Some objections must be answered. It may be said that the image of _h_ happens to fall on the blind-spot, _e_ and _e_ being above and below the same. This is impossible, since the entire image and its halo as well may lie within the blind-spot. If now _h_ is to be on the blind-spot, at least one of the end-circles _e_, _e_ will be there also, whereas shape 4 shows both end-circles of the dumb-bell with perfect distinctness.

Again, it cannot properly be urged that during the movement the attention was distracted so as not to 'notice' the handle. The shape of a dumb-bell was specially chosen for the image so that the weaker part of the stimulation should lie between two points which should be clearly noticed. Indeed, if anything, one might expect this central, connecting link in the image to be apperceptively filled in, even when it did not come to consciousness as immediate sensation. And it remains to ask what it is which should distract the attention.

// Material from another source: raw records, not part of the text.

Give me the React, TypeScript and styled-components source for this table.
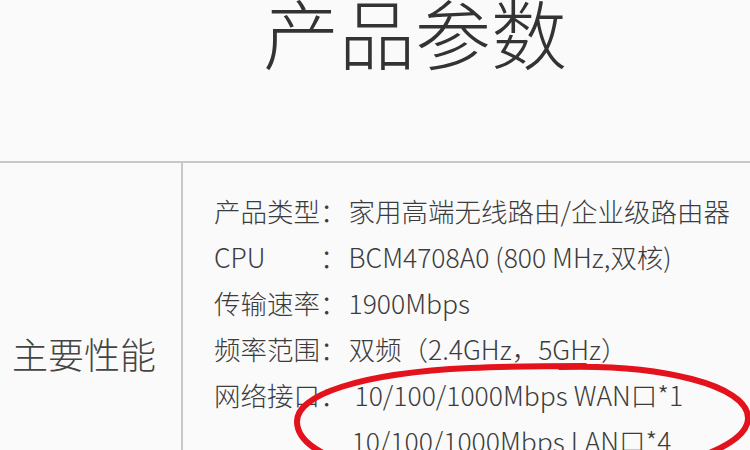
import React from "react";
import styled, { createGlobalStyle } from "styled-components";

const GlobalStyle = createGlobalStyle`
  html, body {
    margin: 0;
    padding: 0;
    background: #fafafa;
    overflow: hidden;
  }
  body {
    font-family: "Noto Sans CJK SC", "Noto Sans", sans-serif;
    color: #444;
  }
`;

const Page = styled.div`
  position: relative;
  width: 750px;
  height: 450px;
  overflow: hidden;
  background: #fafafa;
`;

const Title = styled.h1`
  margin: 0;
  height: 161px;
  box-sizing: border-box;
  padding: 0 0 0 263px;
  font-size: 76px;
  line-height: 62px;
  font-weight: 300;
  color: #333;
  letter-spacing: 0;
`;

const SpecTable = styled.div`
  display: grid;
  grid-template-columns: 183px 1fr;
  border-top: 2px solid #c8c8c8;
  min-height: 400px;
`;

const LabelCell = styled.div`
  border-right: 2px solid #c8c8c8;
  padding: 167px 0 0 12px;
  font-size: 36px;
  line-height: 46px;
  color: #444;
  font-weight: 300;
`;

const ValueCell = styled.div`
  padding: 25px 0 0 31px;
  display: flex;
  flex-direction: column;
`;

const SpecLine = styled.div`
  display: flex;
  font-size: 26.5px;
  line-height: 46px;
  font-weight: 300;
  color: #3c3c3c;
  white-space: nowrap;
`;

const Key = styled.span`
  width: 4em;
  flex: none;
`;

const Colon = styled.span`
  width: calc(1em + 2px);
  flex: none;
`;

const Value = styled.span<{ $indent?: number }>`
  padding-left: ${(p) => p.$indent ?? 0}px;
`;

const Overlay = styled.svg`
  position: absolute;
  left: 0;
  top: 0;
  pointer-events: none;
`;

type Spec = { key?: string; value: string; indent?: number };

const specs: Spec[] = [
  { key: "产品类型", value: "家用高端无线路由/企业级路由器" },
  { key: "CPU", value: "BCM4708A0 (800 MHz,双核)" },
  { key: "传输速率", value: "1900Mbps" },
  { key: "频率范围", value: "双频（2.4GHz，5GHz）" },
  { key: "网络接口", value: "10/100/1000Mbps WAN口*1", indent: 6 },
  { value: "10/100/1000Mbps LAN口*4", indent: 3 },
];

export default function App() {
  return (
    <Page>
      <GlobalStyle />
      <Title>产品参数</Title>
      <SpecTable>
        <LabelCell>主要性能</LabelCell>
        <ValueCell>
          {specs.map((s, i) => (
            <SpecLine key={i}>
              <Key>{s.key ?? ""}</Key>
              <Colon>{s.key ? "：" : ""}</Colon>
              <Value $indent={s.indent}>{s.value}</Value>
            </SpecLine>
          ))}
        </ValueCell>
      </SpecTable>
      <Overlay width="750" height="450" viewBox="0 0 750 450">
        <path
          d="M 560 367 C 660 364, 748 385, 748 418 C 748 452, 650 480, 520 482 C 400 484, 298 462, 297 422 C 296 395, 360 373, 470 368 C 515 366, 545 366, 585 366"
          fill="none"
          stroke="#e3121c"
          strokeWidth="6"
          strokeLinecap="round"
        />
      </Overlay>
    </Page>
  );
}
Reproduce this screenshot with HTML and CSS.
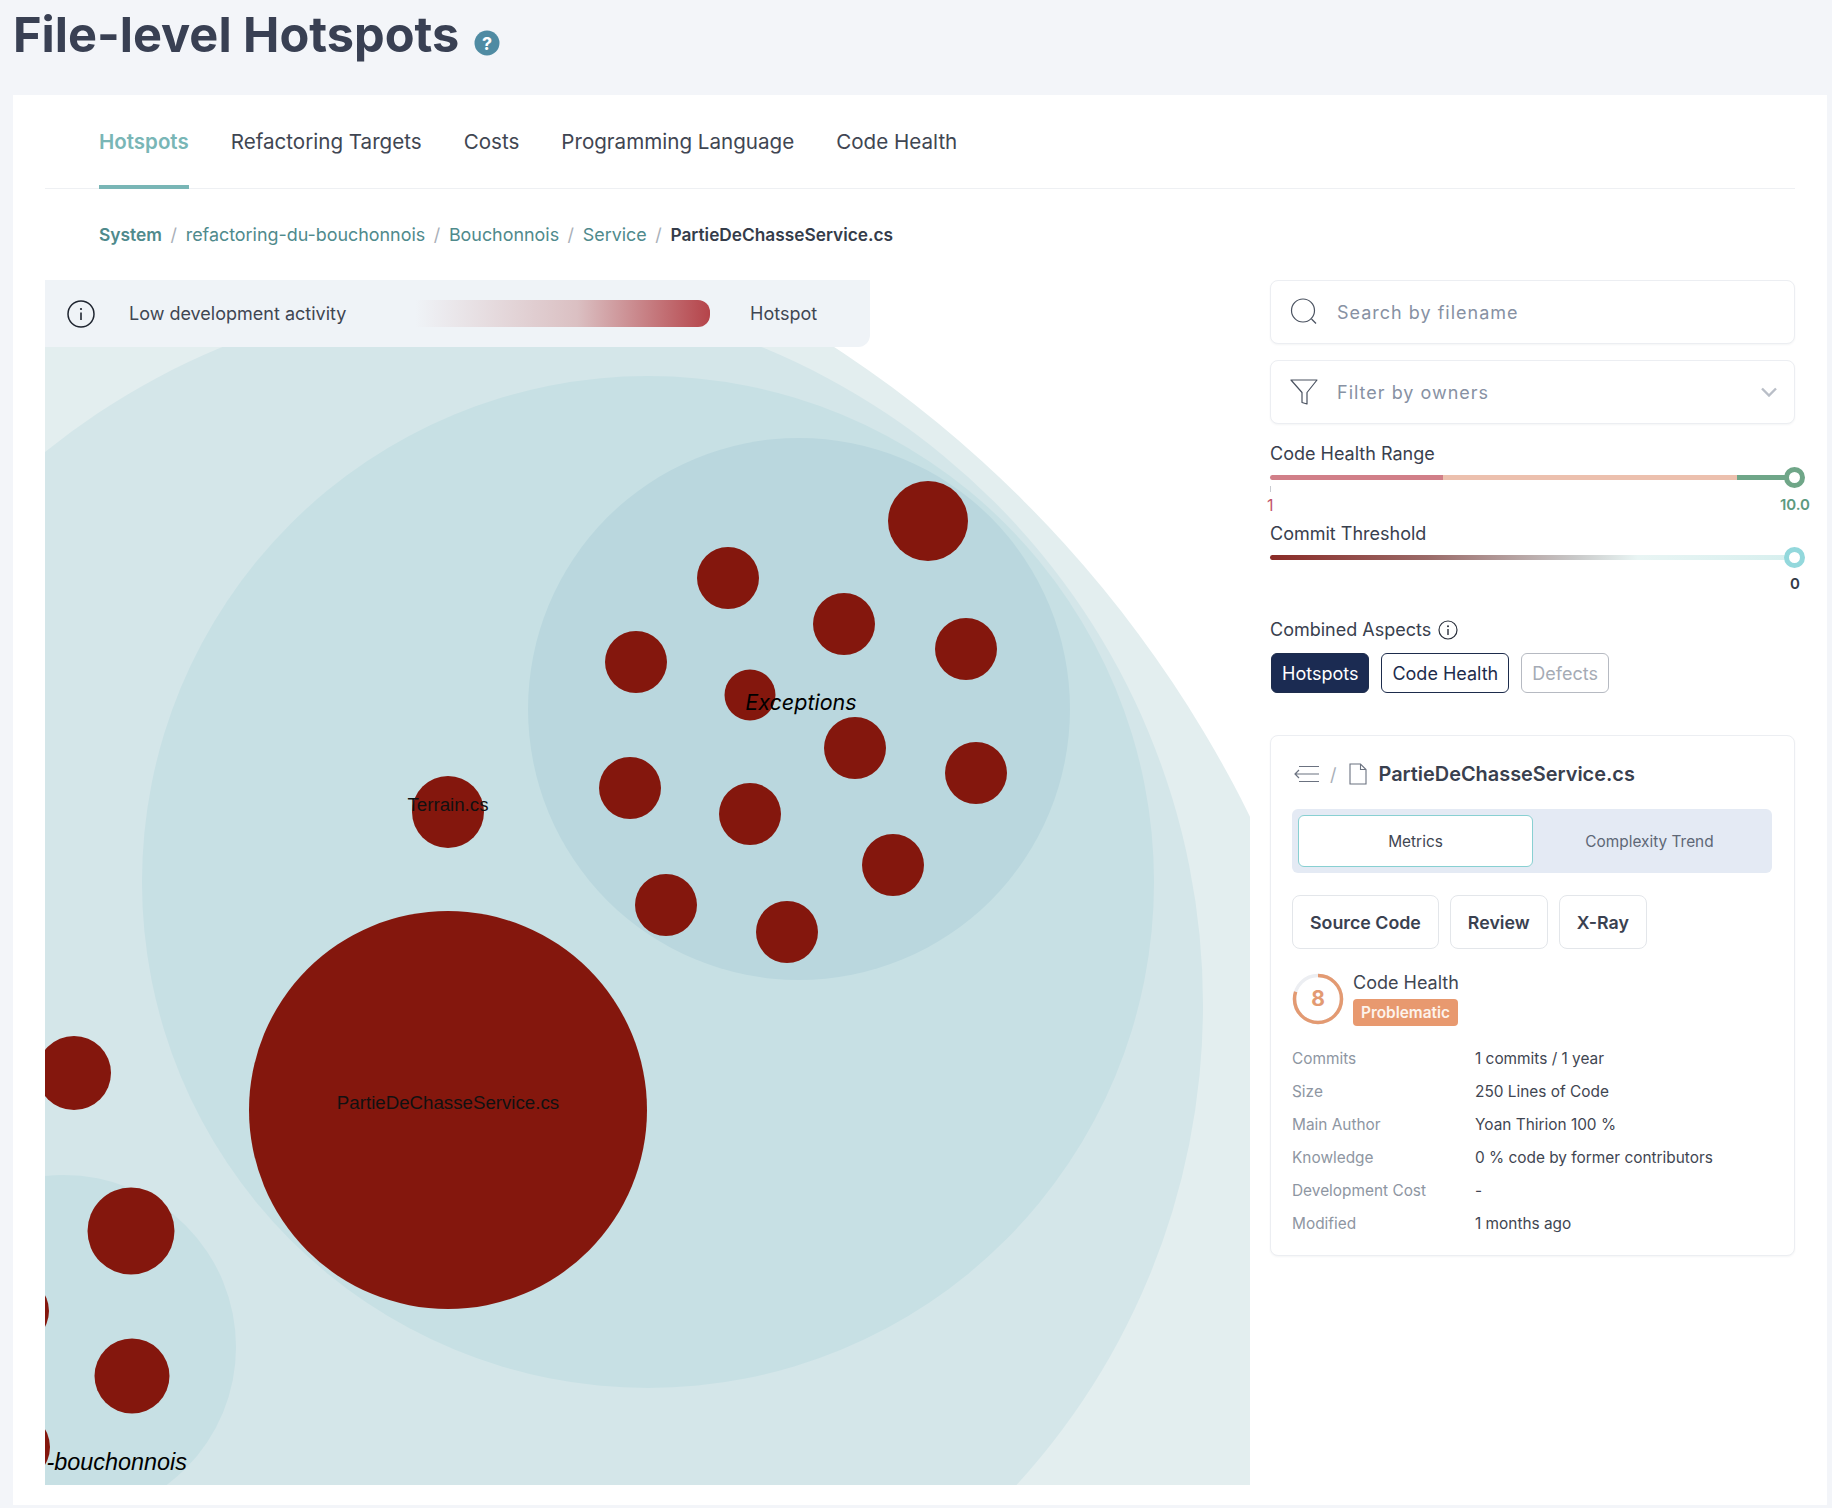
FILE: index.html
```html
<!DOCTYPE html>
<html lang="en">
<head>
  <meta charset="UTF-8" />
  <title>File-level Hotspots</title>
  <link rel="stylesheet" href="styles.css">
</head>
<body>
  <div class="page-head">
    <h1>File-level Hotspots</h1>
    <svg class="help" width="26" height="26" viewBox="0 0 26 26"><circle cx="13" cy="13" r="12.5" fill="#4f8ba3"/><text x="13" y="19.5" text-anchor="middle" class="help-mark">?</text></svg>
  </div>

  <div class="card">
    <div class="tabs">
      <a class="tab active">Hotspots</a>
      <a class="tab">Refactoring Targets</a>
      <a class="tab">Costs</a>
      <a class="tab">Programming Language</a>
      <a class="tab">Code Health</a>
    </div>

    <div class="crumbs">
      <a class="strong">System</a><span class="sep">/</span>
      <a>refactoring-du-bouchonnois</a><span class="sep">/</span>
      <a>Bouchonnois</a><span class="sep">/</span>
      <a>Service</a><span class="sep">/</span>
      <span class="current">PartieDeChasseService.cs</span>
    </div>

    <div class="main">
      <div class="map">
        <svg class="map-svg" width="1205" height="1205" viewBox="45 280 1205 1205">
          <rect x="45" y="280" width="1205" height="1205" fill="#fff"/>
          <circle cx="181" cy="1344" r="1192" fill="#e3eeef"/>
          <circle cx="492" cy="1005" r="711" fill="#d4e6e9"/>
          <circle cx="648" cy="882" r="506" fill="#c7e0e4"/>
          <circle cx="799" cy="709" r="271" fill="#bad7de"/>
          <circle cx="64" cy="1347" r="172" fill="#c7e0e4"/>
          <g fill="#84170d">
            <circle cx="928" cy="521" r="40"/>
            <circle cx="728" cy="578" r="31"/>
            <circle cx="844" cy="624" r="31"/>
            <circle cx="966" cy="649" r="31"/>
            <circle cx="636" cy="662" r="31"/>
            <circle cx="750" cy="695" r="25.5"/>
            <circle cx="855" cy="748" r="31"/>
            <circle cx="976" cy="773" r="31"/>
            <circle cx="630" cy="788" r="31"/>
            <circle cx="750" cy="814" r="31"/>
            <circle cx="893" cy="865" r="31"/>
            <circle cx="666" cy="905" r="31"/>
            <circle cx="787" cy="932" r="31"/>
            <circle cx="448" cy="812" r="36"/>
            <circle cx="448" cy="1110" r="199"/>
            <circle cx="74" cy="1073" r="37"/>
            <circle cx="131" cy="1231" r="43.5"/>
            <circle cx="132" cy="1376" r="37.5"/>
            <circle cx="16" cy="1311" r="33"/>
            <circle cx="16" cy="1447" r="34"/>
          </g>
          <text class="file-label" x="448" y="811" text-anchor="middle">Terrain.cs</text>
          <text class="file-label" x="448" y="1109" text-anchor="middle">PartieDeChasseService.cs</text>
          <text class="dir-label dir-inter" x="801" y="710" text-anchor="middle">Exceptions</text>
          <text class="dir-label" x="187" y="1470" text-anchor="end">-bouchonnois</text>
        </svg>

        <div class="legend">
          <svg width="28" height="28" viewBox="0 0 28 28"><circle cx="14" cy="14" r="13" fill="none" stroke="#1f2530" stroke-width="1.5"/><circle cx="14" cy="9" r="1.1" fill="#1f2530"/><path d="M14 12.5v7.5" stroke="#1f2530" stroke-width="1.6"/></svg>
          <span class="legend-low">Low development activity</span>
          <span class="legend-bar"></span>
          <span class="legend-high">Hotspot</span>
        </div>
      </div>

      <div class="side">
        <div class="field">
          <svg width="28" height="28" viewBox="0 0 28 28" fill="none" stroke="#4a5260" stroke-width="1.2"><circle cx="13" cy="12.5" r="11.5"/><path d="M21.5 21l4.5 4.5"/></svg>
          <span>Search by filename</span>
        </div>
        <div class="field">
          <svg width="28" height="28" viewBox="0 0 28 28" fill="none" stroke="#4a5260" stroke-width="1.2" stroke-linejoin="round"><path d="M1 2h26L17 14.5V26l-5-1.5v-10z"/></svg>
          <span>Filter by owners</span>
          <svg class="chev" width="16" height="10" viewBox="0 0 16 10" fill="none" stroke="#b9bec7" stroke-width="2.4"><path d="M1 1.5l7 7 7-7"/></svg>
        </div>

        <div class="slider first">
          <div class="slider-label">Code Health Range</div>
          <div class="track health"><i class="knob green"></i></div>
          <div class="tick"></div>
          <div class="ends"><span class="red">1</span><span class="green-text">10.0</span></div>
        </div>
        <div class="slider second">
          <div class="slider-label">Commit Threshold</div>
          <div class="track commits"><i class="knob teal"></i></div>
          <div class="ends single"><span class="zero">0</span></div>
        </div>

        <div class="aspects">
          Combined Aspects
          <svg width="20" height="20" viewBox="0 0 20 20"><circle cx="10" cy="10" r="9" fill="none" stroke="#2a303c" stroke-width="1.2"/><circle cx="10" cy="6.3" r="1" fill="#2a303c"/><path d="M10 9v6" stroke="#2a303c" stroke-width="1.4"/></svg>
        </div>
        <div class="chips">
          <span class="chip on">Hotspots</span>
          <span class="chip">Code Health</span>
          <span class="chip off">Defects</span>
        </div>

        <div class="panel">
          <div class="panel-title">
            <svg width="26" height="18" viewBox="0 0 26 18" fill="none" stroke="#6b7280" stroke-width="1.2"><path d="M5 1.5h20M1 9h24M5 16.5h20M5 5L1 9l4 4"/></svg>
            <span class="slash">/</span>
            <svg width="18" height="22" viewBox="0 0 18 22" fill="none" stroke="#6b7280" stroke-width="1.1"><path d="M1 1h10.5L17 6.5V21H1zM11.5 1v5.5H17"/></svg>
            <span class="panel-name">PartieDeChasseService.cs</span>
          </div>

          <div class="seg">
            <span class="seg-item on">Metrics</span>
            <span class="seg-item">Complexity Trend</span>
          </div>

          <div class="actions">
            <span class="action">Source Code</span>
            <span class="action">Review</span>
            <span class="action">X-Ray</span>
          </div>

          <div class="score">
            <svg width="52" height="52" viewBox="0 0 52 52">
              <circle cx="26" cy="26" r="23.5" fill="none" stroke="#eceef2" stroke-width="3.5"/>
              <circle cx="26" cy="26" r="23.5" fill="none" stroke="#e39a72" stroke-width="3.5" pathLength="100" stroke-dasharray="80 20" transform="rotate(-90 26 26)"/>
              <text class="score-num" x="26" y="33" text-anchor="middle">8</text>
            </svg>
            <div>
              <div class="score-name">Code Health</div>
              <span class="badge">Problematic</span>
            </div>
          </div>

          <dl class="facts">
            <dt>Commits</dt><dd>1 commits / 1 year</dd>
            <dt>Size</dt><dd>250 Lines of Code</dd>
            <dt>Main Author</dt><dd>Yoan Thirion 100 %</dd>
            <dt>Knowledge</dt><dd>0 % code by former contributors</dd>
            <dt>Development Cost</dt><dd>-</dd>
            <dt>Modified</dt><dd>1 months ago</dd>
          </dl>
        </div>
      </div>
    </div>
  </div>
</body>
</html>
```
FILE: styles.css
```css
* {
  box-sizing: border-box;
}

html, body {
  height: 100%;
}

body {
  margin: 0;
  background: #f3f5f9;
  font-family: Inter, "Liberation Sans", sans-serif;
  color: #39404e;
  overflow: hidden;
}

.page-head {
  height: 95px;
  padding: 5px 0 0 13px;
  display: flex;
  align-items: flex-start;
}

h1 {
  margin: 0;
  font-size: 48.7px;
  line-height: 60px;
  font-weight: 700;
  color: #394053;
}

.help {
  margin: 25px 0 0 15px;
}

.help-mark {
  font: bold 18px Inter, sans-serif;
  fill: #fff;
}

.card {
  height: 1410px;
  margin: 0 5px 0 13px;
  padding: 0 32px;
  background: #fff;
}

.tabs {
  display: flex;
  gap: 42px;
  height: 94px;
  padding-left: 54px;
  border-bottom: 1px solid #eef0f3;
}

.tab {
  height: 94px;
  padding-top: 34px;
  font-size: 20.6px;
  line-height: 26px;
  color: #3f4652;
}

.tab.active {
  color: #79b6b6;
  font-weight: 600;
  font-size: 20.5px;
  border-bottom: 4px solid #79b6b6;
}

.crumbs {
  height: 91px;
  padding: 33px 0 0 54px;
  font-size: 17.9px;
  line-height: 26px;
  color: #4f8a8c;
}

.crumbs .strong {
  font-weight: 600;
  font-size: 17.4px;
}

.sep {
  margin: 0 3.7px 0 8.5px;
  color: #a9afb8;
}

.current {
  color: #353c4a;
  font-weight: 600;
  font-size: 17.3px;
}

.main {
  display: flex;
  gap: 20px;
}

.map {
  position: relative;
  width: 1205px;
  height: 1205px;
  flex: none;
}

.map-svg {
  display: block;
}

.file-label {
  font: 18.7px "Liberation Sans", sans-serif;
  fill: #111;
}

.dir-label {
  font: italic 23.4px "Liberation Sans", sans-serif;
  fill: #000;
}

.dir-inter {
  font: italic 21.5px Inter, sans-serif;
}

.legend {
  position: absolute;
  left: 0;
  top: 0;
  width: 825px;
  height: 67px;
  display: flex;
  align-items: center;
  padding-left: 22px;
  background: #eff3f7;
  border-radius: 0 0 12px 0;
  font-size: 18px;
  color: #3f4652;
}

.legend-low {
  margin-left: 34px;
  width: 286px;
}

.legend-bar {
  width: 295px;
  height: 27px;
  border-radius: 0 12px 12px 0;
  background: linear-gradient(90deg, rgba(181, 68, 74, 0) 0%, rgba(210, 170, 172, 0.7) 55%, #b5444a 100%);
}

.legend-high {
  margin-left: 40px;
}

.side {
  width: 525px;
  flex: none;
}

.field {
  height: 64px;
  margin-bottom: 16px;
  padding: 0 17px 0 19px;
  display: flex;
  align-items: center;
  gap: 19px;
  background: #fff;
  border: 1px solid #eceef2;
  border-radius: 8px;
  box-shadow: 0 1px 2px rgba(40, 50, 70, 0.05);
  font-size: 18px;
  letter-spacing: 1px;
  color: #8791a3;
}

.chev {
  margin-left: auto;
}

.slider-label {
  font-size: 18px;
  line-height: 24px;
  color: #39404e;
}

.slider.first {
  margin-top: 18px;
}

.slider.second {
  margin-top: 7px;
}

.track {
  position: relative;
  height: 5px;
  margin-top: 9px;
  border-radius: 3px;
}

.health {
  background: linear-gradient(90deg, #d17f88 0 33%, #ecc0ae 33% 89%, #6fa688 89% 100%);
}

.commits {
  background: linear-gradient(90deg, #8a2a26 0%, #9a6a68 30%, #c8c8c8 58%, #e9f5f4 70%, #d6efee 100%);
}

.knob {
  position: absolute;
  right: -10px;
  top: -8px;
  width: 21px;
  height: 21px;
  background: #fff;
  border-radius: 50%;
  border: 5px solid #6fa688;
}

.knob.teal {
  border-color: #93d8dc;
}

.tick {
  width: 1px;
  height: 6px;
  margin-top: 6px;
  background: #c9ccd2;
}

.ends {
  display: flex;
  justify-content: space-between;
  margin-top: 3px;
  margin-right: -15px;
  margin-left: -3px;
  font-size: 15px;
  line-height: 20px;
}

.ends.single {
  justify-content: flex-end;
  margin-top: 14px;
  margin-right: -5px;
}

.red {
  color: #c2566a;
  font-size: 16px;
}

.green-text {
  color: #5d9a80;
  font-weight: 600;
}

.zero {
  font-weight: 600;
  color: #333a48;
}

.aspects {
  display: flex;
  align-items: center;
  gap: 7px;
  margin-top: 24px;
  font-size: 18px;
  line-height: 24px;
}

.chips {
  display: flex;
  gap: 12px;
  margin-top: 11px;
  padding-left: 1px;
}

.chip {
  height: 40px;
  padding: 0 10px;
  display: flex;
  align-items: center;
  font-size: 18px;
  color: #1d2c4c;
  border: 1px solid #1d2c4c;
  border-radius: 6px;
}

.chip.on {
  background: #1b2b52;
  color: #fff;
}

.chip.off {
  color: #a5abb5;
  border-color: #b6bac2;
}

.panel {
  margin-top: 42px;
  height: 521px;
  padding: 0 22px 0 21px;
  background: #fff;
  border: 1px solid #eceef2;
  border-radius: 8px;
  box-shadow: 0 1px 2px rgba(40, 50, 70, 0.05);
}

.panel-title {
  display: flex;
  align-items: center;
  height: 73px;
  padding: 3px 0 0 2px;
}

.slash {
  margin: 0 12px 0 10px;
  color: #a9afb8;
  font-size: 18px;
}

.panel-name {
  margin-left: 12px;
  font-size: 19.9px;
  font-weight: 600;
  color: #39404e;
}

.seg {
  display: flex;
  height: 64px;
  padding: 6px;
  background: #e4eaf4;
  border-radius: 6px;
}

.seg-item {
  flex: 1;
  display: flex;
  align-items: center;
  justify-content: center;
  font-size: 15.4px;
  color: #5e6776;
}

.seg-item.on {
  background: #fff;
  border: 1px solid #88d0d2;
  border-radius: 6px;
  color: #3f4652;
}

.actions {
  display: flex;
  gap: 11px;
  margin-top: 22px;
}

.action {
  height: 54px;
  padding: 0 17px;
  display: flex;
  align-items: center;
  background: #fff;
  border: 1px solid #e3e6ea;
  border-radius: 8px;
  font-size: 17.8px;
  font-weight: 600;
  color: #3a4150;
}

.score {
  display: flex;
  gap: 9px;
  margin-top: 24px;
}

.score-num {
  font: 700 21px Inter, sans-serif;
  fill: #e39a72;
}

.score-name {
  font-size: 18px;
  line-height: 26px;
  color: #3f4652;
  margin-top: -3px;
}

.badge {
  display: inline-block;
  height: 27px;
  margin-top: 3px;
  padding: 0 8px;
  background: #e8996f;
  border-radius: 4px;
  font-size: 15.4px;
  line-height: 27px;
  font-weight: 600;
  color: #fdf3ec;
}

.facts {
  display: grid;
  grid-template-columns: 183px 1fr;
  grid-auto-rows: 33px;
  margin: 16px 0 0;
  font-size: 15.4px;
  line-height: 33px;
}

.facts dt {
  color: #8e96a2;
}

.facts dd {
  margin: 0;
  color: #3f4652;
}
```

In this connection the appearance under reflex eye-movement compares interestingly with that under voluntary. If the wall _WONW_ (Fig. 5) is taken from before the pendulum, and the eye allowed to move reflexly with the swinging dumb-bell, the entire image is seen at each exposure, the handle seeming no less bright than the end-circles.

Moreover, as the dumb-bell opening swings past the place of exposure and the image fades, although the handle must fade more quickly than the ends, yet this is not discernible, and the entire image disappears without having at any time presented the handleless appearance.